Denn Steinmetz‘ Shinigami-Universum ist noch größer, heißt, es gibt weitere Bücher und einige der Figuren, die ich in „Burning Chrome“ kennenlernte, tauchen in anderen Werken wieder auf. Das macht extrem neugierig, weil sehr schnell deutlich wird, dass New Babylon und die Badlands noch sehr viel zu bieten haben - vor allem sehr düstere Abgründe.

Hikikomori und Kampfbot

Auf meine zwei Lieblingsgeschichten möchte ich kurz ein wenig näher eingehen. Zum einen gibt es eine über einen Jungen, der als Hikikomori bezeichnet werden kann. (Für diejenigen, die es nicht wissen: Als Hikikomori bezeichnet man in Japan Menschen, die sich in ihren eigenen vier Wänden geradezu verbarrikadieren und sämtliche sozialen Kontakte zur Außenwelt so gut wie möglich vermeiden.) Im Falle des Jungen, der sich Son-Goku nennt, ist das Verbarrikadieren eine sehr ernste Sache, denn draußen in der Stadt ist eine Massenpsychose und das totale Chaos ausgebrochen. Menschen drehen durch, auch seine Mutter wurde bereits in der Wohnung überfallen, riet ihm noch, er dürfe unter keinen Umständen die Tür öffnen. 
Allerdings hat Son-Goku eine Online-Freundin, die gar nicht mal weit von ihm entfernt lebt und die ebenfalls in Gefahr schwebt. Da er sich ja in amtliche Kameras des Mega-Wohnkomplexes hacken kann, kommt er auf die wahnwitzige Idee, seine Freundin durch die Apokalypse da draußen zu sich zu lotsen. 

Eine weitere Geschichte spielt in einem Diner in den sogenannten Badlands, wo die Protagonistin einfach nur froh ist, New Babylon und den ganzen Dreck der Stadt hinter sich gelassen zu haben.
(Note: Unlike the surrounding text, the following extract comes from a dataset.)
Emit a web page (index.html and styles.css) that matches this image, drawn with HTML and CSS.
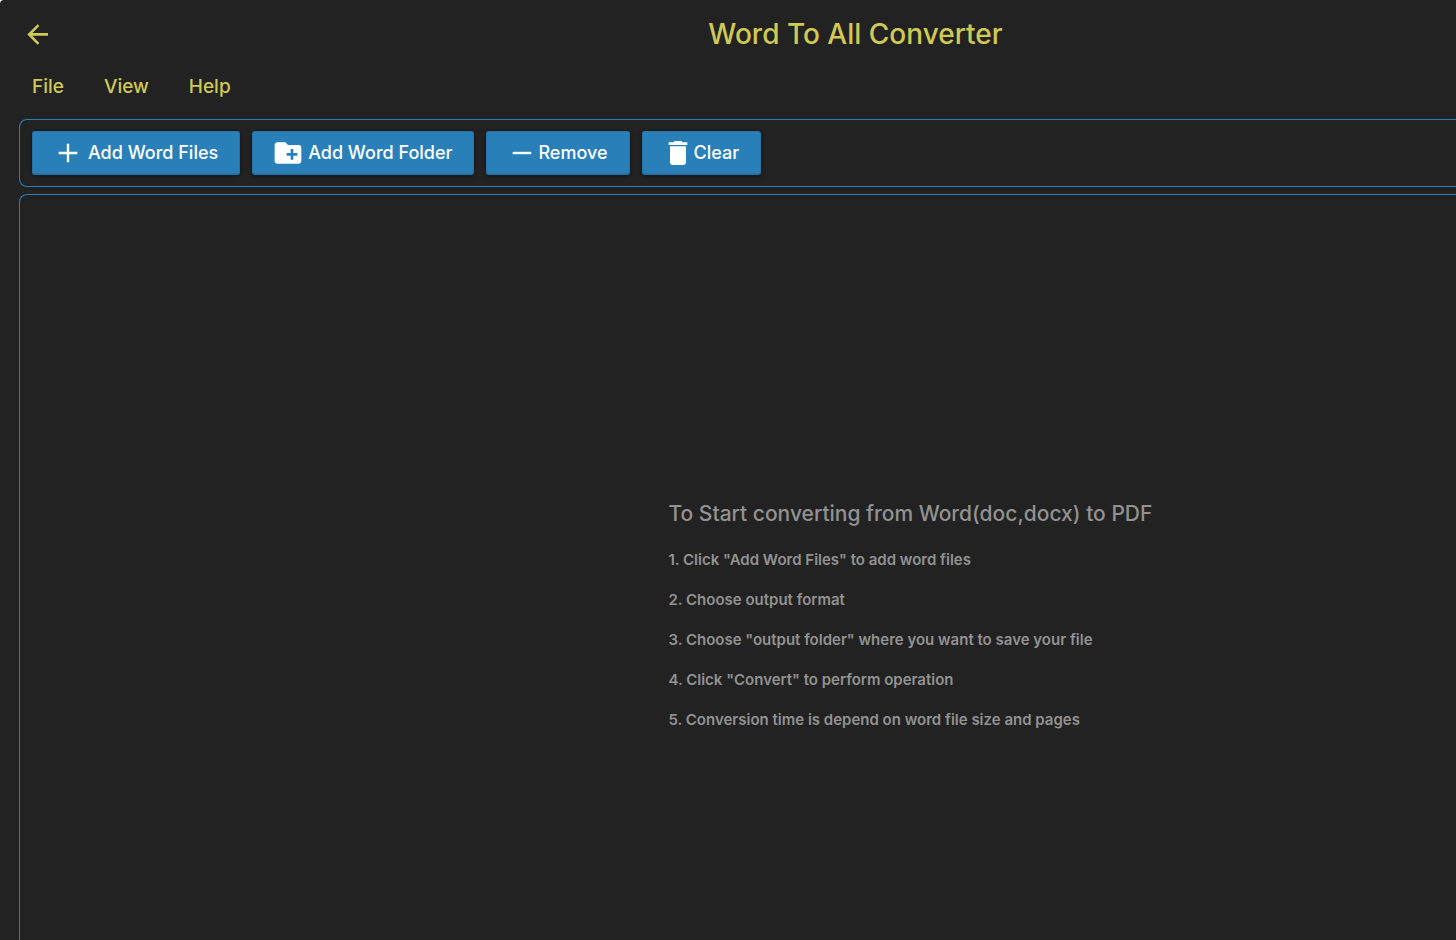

Dann aber fällt ihr am Handgelenk der Kellnerin eine fluoreszierende Nummer auf, die diese als Kampfbot identifiziert. Allerdings ein Kampfbot einer Baureihe, die ausgemustert wurde und von der nur noch wenige unentdeckt unter den Menschen leben. Diese KIs wiederum sind für Kopfgeldjäger und andere Glücksritter eine begehrte Beute. Kann es sein, dass es auch einige Gäste im Diner auf jene Kellnerin abgesehen haben?

Resignierte Wut

Es sei nur verraten, dass vom Diner am Ende nicht viel übrig bleibt und das dem ein Szenario irgendwo zwischen „From Dusk till Dawn“ und Stephen Kings „Trucks“ vorausgeht. Also die Verfilmung dieser Story würde ich wirklich gerne sehen. 

Ja, es passiert einiges in diesen Geschichten. Oft werden die Vorstellungen dessen, was an Symbiose aus Mensch und Technik möglich ist, ausgereizt, Horroraspekte kommen definitiv nicht zu kurz (immerhin ist Mario H. Steinmetz vor allem als Horrorautor bekannt) und über allem schwebt diese resignierte Wut, die das Cyberpunk-Genre ja auch irgendwie ausmacht. 

All das hat mir sehr gut gefallen und ich bin mir sicher dass es nicht mein letzter Besuch in New Babylon bzw. in der Shinigami-Welt war. Und ich bin mir auch sicher, dass die eine oder andere Idee sich so sehr in meinem Kopf festgesetzt hat, dass sie irgendwann auch eine meiner Geschichten beeinflussen wird.